I spent the summer working part-time for Lena, the florist, and doing St. Louis community theater, including taking on the succulent title role in
Dracula
.

Across the country, the Stonewall Riots erupted in Greenwich Village, signaling the onset of gay liberation, poetically coinciding with the long-anticipated death of Judy Garland. It has been suggested that the gay men, drag queens and leather types among them, who fought back when police raided the Stonewall bar were pumped up after digesting news of their icon’s overdose. Garland somehow came to represent the gay man’s wounded psyche—from the genuine innocence of Dorothy Gale in
The Wizard of Oz
through her string of unhappy marriages and myriad addictions.

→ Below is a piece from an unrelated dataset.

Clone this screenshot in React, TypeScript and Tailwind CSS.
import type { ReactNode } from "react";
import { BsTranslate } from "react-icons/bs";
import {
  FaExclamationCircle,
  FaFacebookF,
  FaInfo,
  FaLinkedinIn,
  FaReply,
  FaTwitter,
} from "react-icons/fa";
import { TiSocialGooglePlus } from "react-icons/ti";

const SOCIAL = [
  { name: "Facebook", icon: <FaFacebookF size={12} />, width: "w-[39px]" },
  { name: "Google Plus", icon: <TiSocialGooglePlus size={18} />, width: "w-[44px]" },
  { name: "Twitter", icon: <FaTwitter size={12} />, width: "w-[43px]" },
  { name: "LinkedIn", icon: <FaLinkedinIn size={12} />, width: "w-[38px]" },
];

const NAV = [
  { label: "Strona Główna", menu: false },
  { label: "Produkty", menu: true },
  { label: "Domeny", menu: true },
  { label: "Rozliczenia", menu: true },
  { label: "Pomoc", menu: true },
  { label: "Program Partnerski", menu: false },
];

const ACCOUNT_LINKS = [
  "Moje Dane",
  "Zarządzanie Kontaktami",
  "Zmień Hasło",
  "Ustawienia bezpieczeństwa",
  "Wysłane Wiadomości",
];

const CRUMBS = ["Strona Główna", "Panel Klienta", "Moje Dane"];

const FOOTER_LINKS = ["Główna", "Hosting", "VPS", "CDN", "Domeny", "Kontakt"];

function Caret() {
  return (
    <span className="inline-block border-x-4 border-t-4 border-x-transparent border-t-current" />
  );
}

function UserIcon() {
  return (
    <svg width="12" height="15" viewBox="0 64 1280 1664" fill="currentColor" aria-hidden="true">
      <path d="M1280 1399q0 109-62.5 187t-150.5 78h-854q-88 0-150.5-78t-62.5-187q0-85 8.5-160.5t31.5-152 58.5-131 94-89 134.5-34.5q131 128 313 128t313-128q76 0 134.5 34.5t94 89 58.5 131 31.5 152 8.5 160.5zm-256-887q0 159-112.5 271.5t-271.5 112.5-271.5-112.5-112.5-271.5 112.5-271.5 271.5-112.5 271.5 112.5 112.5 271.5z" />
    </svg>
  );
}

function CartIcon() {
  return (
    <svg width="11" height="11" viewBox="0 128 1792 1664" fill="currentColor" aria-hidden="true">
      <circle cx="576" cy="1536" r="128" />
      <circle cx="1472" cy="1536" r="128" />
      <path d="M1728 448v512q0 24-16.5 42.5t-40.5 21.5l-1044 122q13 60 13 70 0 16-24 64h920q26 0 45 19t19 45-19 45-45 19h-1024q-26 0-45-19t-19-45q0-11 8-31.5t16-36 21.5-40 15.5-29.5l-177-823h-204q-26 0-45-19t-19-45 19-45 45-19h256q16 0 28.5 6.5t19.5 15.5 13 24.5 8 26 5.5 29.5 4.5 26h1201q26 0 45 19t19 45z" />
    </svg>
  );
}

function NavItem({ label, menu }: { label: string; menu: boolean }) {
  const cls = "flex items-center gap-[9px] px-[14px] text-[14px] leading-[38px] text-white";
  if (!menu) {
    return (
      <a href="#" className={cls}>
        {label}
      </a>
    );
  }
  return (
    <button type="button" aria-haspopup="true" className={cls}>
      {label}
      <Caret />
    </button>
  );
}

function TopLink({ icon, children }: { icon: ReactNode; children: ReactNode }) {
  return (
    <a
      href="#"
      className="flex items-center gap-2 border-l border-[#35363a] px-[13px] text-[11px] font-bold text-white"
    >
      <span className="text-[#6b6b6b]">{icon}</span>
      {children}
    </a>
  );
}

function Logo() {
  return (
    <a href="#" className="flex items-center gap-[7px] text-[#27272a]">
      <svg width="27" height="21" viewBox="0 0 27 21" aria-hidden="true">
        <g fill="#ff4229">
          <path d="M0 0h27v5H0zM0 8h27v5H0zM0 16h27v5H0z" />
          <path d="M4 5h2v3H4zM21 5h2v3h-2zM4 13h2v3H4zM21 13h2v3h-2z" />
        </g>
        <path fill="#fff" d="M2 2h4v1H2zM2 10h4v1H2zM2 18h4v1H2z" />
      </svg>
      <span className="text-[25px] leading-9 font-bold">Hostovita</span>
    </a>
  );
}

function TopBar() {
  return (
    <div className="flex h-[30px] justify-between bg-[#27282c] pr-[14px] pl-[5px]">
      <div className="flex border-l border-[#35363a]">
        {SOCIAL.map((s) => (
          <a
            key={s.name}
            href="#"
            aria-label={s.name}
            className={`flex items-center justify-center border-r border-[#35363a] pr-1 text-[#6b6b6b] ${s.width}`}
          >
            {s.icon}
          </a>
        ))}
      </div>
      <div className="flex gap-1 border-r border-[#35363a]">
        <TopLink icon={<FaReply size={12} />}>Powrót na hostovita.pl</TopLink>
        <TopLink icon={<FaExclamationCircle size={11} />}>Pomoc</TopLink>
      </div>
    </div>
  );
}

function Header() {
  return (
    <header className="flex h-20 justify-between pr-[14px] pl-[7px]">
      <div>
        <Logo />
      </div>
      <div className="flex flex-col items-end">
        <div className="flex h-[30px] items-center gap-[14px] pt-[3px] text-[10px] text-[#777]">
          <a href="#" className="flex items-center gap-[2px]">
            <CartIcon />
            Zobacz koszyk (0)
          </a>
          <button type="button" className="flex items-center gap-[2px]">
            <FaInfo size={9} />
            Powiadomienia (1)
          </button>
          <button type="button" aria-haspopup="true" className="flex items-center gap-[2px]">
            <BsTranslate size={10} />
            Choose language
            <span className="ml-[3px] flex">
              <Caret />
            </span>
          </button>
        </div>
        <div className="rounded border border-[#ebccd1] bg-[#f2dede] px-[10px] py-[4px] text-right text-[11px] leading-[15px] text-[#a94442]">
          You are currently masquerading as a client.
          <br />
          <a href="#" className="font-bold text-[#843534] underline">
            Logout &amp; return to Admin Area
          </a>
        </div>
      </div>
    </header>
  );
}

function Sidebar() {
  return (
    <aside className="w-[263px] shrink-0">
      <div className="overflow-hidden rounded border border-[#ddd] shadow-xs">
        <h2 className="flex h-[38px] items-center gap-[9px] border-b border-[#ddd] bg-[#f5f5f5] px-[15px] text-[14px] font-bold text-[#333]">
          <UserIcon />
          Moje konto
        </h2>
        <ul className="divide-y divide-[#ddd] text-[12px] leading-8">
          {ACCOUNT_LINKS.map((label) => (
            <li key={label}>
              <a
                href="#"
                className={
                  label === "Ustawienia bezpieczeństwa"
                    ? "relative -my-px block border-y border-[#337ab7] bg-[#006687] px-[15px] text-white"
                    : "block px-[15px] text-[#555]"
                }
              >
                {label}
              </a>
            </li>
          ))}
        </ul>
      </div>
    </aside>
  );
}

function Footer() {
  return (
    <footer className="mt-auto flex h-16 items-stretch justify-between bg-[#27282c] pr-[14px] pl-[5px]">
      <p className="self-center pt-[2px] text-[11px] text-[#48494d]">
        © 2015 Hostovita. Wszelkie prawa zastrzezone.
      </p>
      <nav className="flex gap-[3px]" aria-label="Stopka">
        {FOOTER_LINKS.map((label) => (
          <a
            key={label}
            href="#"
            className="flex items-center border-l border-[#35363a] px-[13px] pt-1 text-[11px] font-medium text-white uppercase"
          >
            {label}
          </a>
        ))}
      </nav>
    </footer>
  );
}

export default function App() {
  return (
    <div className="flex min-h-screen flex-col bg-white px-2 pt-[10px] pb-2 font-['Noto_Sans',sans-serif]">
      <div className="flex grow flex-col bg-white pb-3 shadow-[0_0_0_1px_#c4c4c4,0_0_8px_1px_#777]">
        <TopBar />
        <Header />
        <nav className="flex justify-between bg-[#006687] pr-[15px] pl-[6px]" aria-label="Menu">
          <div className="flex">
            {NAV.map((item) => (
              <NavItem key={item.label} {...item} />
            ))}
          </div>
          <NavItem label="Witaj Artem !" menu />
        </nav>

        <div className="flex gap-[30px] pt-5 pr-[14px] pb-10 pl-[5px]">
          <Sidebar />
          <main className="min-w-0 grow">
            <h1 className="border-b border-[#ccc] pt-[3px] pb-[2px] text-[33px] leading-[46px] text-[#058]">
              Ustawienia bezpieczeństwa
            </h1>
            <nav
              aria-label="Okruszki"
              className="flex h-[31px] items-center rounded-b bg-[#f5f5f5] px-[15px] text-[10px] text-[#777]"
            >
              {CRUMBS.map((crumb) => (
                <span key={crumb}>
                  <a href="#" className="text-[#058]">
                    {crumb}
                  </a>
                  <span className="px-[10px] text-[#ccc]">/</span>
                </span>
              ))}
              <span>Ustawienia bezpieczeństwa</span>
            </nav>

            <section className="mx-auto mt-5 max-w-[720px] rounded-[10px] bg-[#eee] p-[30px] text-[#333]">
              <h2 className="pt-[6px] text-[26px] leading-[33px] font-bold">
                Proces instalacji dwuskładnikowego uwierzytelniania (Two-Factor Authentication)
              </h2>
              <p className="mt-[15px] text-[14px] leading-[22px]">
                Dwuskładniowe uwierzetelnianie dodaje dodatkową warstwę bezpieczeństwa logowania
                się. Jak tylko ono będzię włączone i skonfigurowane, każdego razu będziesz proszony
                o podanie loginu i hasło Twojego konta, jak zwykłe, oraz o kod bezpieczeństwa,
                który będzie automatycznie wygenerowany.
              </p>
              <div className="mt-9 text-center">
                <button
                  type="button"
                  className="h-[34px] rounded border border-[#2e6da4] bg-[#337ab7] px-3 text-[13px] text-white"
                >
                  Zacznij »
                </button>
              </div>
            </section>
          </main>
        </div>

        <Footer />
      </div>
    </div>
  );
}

By the end of my second year at Goodman, Thom Racina and I were hysterically in love and living together, as married as married could be. The dynamic, from the beginning until the end (seven years later), was the same, based on predictable patterns I’d acted out with other men.

Thom was ostensibly (but not really) smarter than I was, more powerful and less attractive. While he was only a few years older, his studied but specious sophistication made him seem older. I was the sexpot; he was the Svengali. Low-rent Marilyn and Arthur.

While my studies at Goodman remained conflicted, I was inhaling my craft. A few other teachers appeared who encouraged me, unlike Bella Itkin, the belittling daughter of the Moscow Art Company’s David Itkin. Especially after Thom and I became The Most Celebrated Fag Couple on Campus, she loathed me. Thom’s ingratiating skills were not limited to men only; he manipulated the opposite sex as well and beastly Bella was jealous. I was mostly smug, as only a nineteen-year-old drama student can be.

I had my own female pals, one of whom bothered Thom as much as I bothered his beloved Bella. Carley Himmelfarb and I shared the anguish of being outcasts because of the insecurity that resulted from teachers who targeted our vulnerability. But when we had a chance to act together—in Leonard Melfi’s
Birdbath
—there were lightning bolts, perhaps because we were both playing versions of our tortured selves.